Say only how many lines contain the word "components".

# START OF Stored data

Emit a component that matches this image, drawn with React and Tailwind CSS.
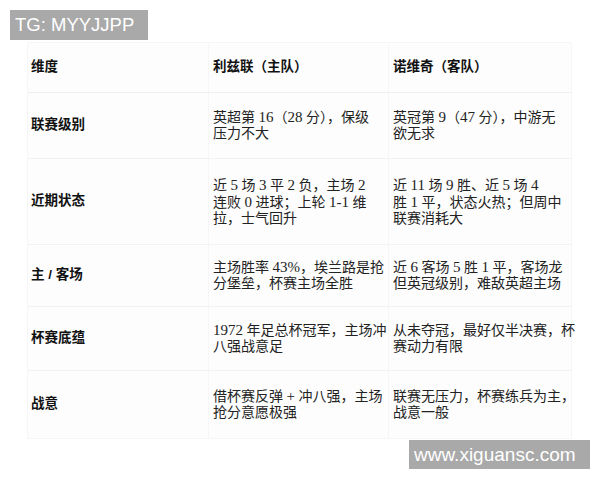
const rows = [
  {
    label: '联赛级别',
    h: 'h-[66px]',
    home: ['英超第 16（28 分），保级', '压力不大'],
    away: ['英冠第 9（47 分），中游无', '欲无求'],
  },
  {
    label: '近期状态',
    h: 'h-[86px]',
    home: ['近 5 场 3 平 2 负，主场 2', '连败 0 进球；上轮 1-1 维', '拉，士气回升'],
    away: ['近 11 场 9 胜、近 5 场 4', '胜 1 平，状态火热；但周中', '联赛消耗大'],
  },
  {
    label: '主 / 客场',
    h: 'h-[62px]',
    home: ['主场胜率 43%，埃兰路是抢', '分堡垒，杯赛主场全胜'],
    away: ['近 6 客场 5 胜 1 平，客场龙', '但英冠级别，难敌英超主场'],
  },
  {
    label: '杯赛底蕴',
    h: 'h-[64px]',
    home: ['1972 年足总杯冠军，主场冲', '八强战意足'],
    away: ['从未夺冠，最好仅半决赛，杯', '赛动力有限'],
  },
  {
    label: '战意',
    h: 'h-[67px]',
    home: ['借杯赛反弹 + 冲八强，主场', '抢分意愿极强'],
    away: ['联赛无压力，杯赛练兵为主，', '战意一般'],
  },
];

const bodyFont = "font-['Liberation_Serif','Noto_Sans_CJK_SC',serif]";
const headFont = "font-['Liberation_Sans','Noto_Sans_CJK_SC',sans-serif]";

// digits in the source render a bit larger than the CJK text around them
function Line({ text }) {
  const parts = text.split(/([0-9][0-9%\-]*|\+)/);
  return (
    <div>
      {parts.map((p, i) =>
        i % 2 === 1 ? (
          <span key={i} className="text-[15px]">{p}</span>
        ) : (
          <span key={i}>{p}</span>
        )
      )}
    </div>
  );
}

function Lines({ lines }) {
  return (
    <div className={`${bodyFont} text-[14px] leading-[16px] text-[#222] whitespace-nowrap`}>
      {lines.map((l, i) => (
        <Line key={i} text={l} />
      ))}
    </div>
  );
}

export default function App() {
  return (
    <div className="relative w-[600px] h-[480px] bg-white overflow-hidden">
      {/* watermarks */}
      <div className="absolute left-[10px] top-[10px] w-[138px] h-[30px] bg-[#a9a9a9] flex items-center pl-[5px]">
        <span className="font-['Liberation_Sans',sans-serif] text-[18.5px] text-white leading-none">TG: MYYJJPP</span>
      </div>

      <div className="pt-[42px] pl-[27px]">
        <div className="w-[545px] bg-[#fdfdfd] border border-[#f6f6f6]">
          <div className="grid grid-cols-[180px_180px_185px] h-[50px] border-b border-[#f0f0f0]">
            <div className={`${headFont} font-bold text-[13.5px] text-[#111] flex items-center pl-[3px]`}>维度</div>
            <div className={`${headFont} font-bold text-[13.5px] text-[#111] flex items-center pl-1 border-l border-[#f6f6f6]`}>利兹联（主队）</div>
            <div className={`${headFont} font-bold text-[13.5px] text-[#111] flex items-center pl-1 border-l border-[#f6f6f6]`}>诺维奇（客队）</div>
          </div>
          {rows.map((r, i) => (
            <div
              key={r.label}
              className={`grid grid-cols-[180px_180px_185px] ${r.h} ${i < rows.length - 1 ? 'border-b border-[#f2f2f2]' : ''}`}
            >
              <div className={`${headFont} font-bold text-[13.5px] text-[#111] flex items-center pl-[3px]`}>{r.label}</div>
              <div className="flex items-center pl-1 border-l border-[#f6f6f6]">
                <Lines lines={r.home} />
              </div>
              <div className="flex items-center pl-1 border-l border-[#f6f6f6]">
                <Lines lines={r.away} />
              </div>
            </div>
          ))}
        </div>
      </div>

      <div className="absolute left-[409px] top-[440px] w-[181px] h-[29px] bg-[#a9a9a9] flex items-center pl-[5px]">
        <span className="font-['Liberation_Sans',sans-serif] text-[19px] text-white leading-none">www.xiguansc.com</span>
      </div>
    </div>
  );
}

# END OF Stored data
# START OF Stored data

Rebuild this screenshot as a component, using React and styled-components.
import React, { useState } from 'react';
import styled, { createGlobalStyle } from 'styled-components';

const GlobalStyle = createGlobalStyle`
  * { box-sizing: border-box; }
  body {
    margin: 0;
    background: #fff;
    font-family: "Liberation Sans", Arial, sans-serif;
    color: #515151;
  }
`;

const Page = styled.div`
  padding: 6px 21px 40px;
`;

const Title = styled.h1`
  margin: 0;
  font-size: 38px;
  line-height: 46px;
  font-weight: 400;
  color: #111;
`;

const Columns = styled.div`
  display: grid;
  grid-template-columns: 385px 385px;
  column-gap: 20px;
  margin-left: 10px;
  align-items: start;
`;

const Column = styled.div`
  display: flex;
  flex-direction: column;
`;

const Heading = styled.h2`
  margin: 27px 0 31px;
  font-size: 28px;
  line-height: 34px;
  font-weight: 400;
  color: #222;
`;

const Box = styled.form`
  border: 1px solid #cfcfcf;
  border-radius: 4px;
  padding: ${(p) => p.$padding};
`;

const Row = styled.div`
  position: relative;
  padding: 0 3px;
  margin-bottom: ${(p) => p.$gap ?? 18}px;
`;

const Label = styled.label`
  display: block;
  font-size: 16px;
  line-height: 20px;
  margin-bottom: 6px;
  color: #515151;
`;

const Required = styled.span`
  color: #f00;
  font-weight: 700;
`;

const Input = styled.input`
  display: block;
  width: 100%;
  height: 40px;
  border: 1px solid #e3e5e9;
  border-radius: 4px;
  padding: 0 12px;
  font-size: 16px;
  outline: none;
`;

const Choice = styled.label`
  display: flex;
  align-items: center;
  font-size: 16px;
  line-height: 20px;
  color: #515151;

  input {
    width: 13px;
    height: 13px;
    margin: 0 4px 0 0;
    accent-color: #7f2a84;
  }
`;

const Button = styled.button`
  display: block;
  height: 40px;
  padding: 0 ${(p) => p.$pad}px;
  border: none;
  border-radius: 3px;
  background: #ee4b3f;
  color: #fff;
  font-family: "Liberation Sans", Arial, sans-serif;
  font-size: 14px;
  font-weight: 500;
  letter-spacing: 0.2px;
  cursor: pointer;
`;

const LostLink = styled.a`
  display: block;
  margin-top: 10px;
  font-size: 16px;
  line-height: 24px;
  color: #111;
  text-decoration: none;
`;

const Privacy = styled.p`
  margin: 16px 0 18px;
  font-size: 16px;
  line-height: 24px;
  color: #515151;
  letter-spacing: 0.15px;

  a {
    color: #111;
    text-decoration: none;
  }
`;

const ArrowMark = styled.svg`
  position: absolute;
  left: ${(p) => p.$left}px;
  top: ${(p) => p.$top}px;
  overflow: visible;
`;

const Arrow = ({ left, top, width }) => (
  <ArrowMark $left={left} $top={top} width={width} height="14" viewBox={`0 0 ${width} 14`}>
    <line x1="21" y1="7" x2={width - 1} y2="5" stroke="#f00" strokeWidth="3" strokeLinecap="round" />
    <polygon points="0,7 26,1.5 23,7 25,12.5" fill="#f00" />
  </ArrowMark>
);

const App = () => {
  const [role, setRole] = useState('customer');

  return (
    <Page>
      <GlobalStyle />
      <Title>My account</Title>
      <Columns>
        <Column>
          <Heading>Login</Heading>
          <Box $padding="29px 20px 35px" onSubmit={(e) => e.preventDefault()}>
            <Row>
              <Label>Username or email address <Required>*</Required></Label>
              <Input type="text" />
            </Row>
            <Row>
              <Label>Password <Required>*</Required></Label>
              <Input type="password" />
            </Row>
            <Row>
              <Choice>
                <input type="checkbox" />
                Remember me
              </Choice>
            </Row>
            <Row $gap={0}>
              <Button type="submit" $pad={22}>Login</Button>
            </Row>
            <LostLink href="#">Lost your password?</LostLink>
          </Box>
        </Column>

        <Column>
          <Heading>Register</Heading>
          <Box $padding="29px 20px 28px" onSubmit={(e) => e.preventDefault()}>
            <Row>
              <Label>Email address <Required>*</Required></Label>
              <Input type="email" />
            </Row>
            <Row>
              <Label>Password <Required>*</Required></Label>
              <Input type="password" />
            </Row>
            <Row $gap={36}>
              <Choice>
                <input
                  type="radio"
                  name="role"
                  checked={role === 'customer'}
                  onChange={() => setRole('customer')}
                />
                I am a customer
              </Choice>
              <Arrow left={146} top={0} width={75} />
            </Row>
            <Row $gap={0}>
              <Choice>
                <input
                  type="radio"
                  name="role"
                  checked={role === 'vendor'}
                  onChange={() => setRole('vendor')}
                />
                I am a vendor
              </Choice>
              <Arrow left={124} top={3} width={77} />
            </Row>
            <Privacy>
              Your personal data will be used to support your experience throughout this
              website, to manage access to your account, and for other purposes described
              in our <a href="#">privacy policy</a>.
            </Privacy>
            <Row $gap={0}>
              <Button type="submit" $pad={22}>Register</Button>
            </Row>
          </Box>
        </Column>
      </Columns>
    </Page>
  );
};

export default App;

# END OF Stored data

Result of this exercise
2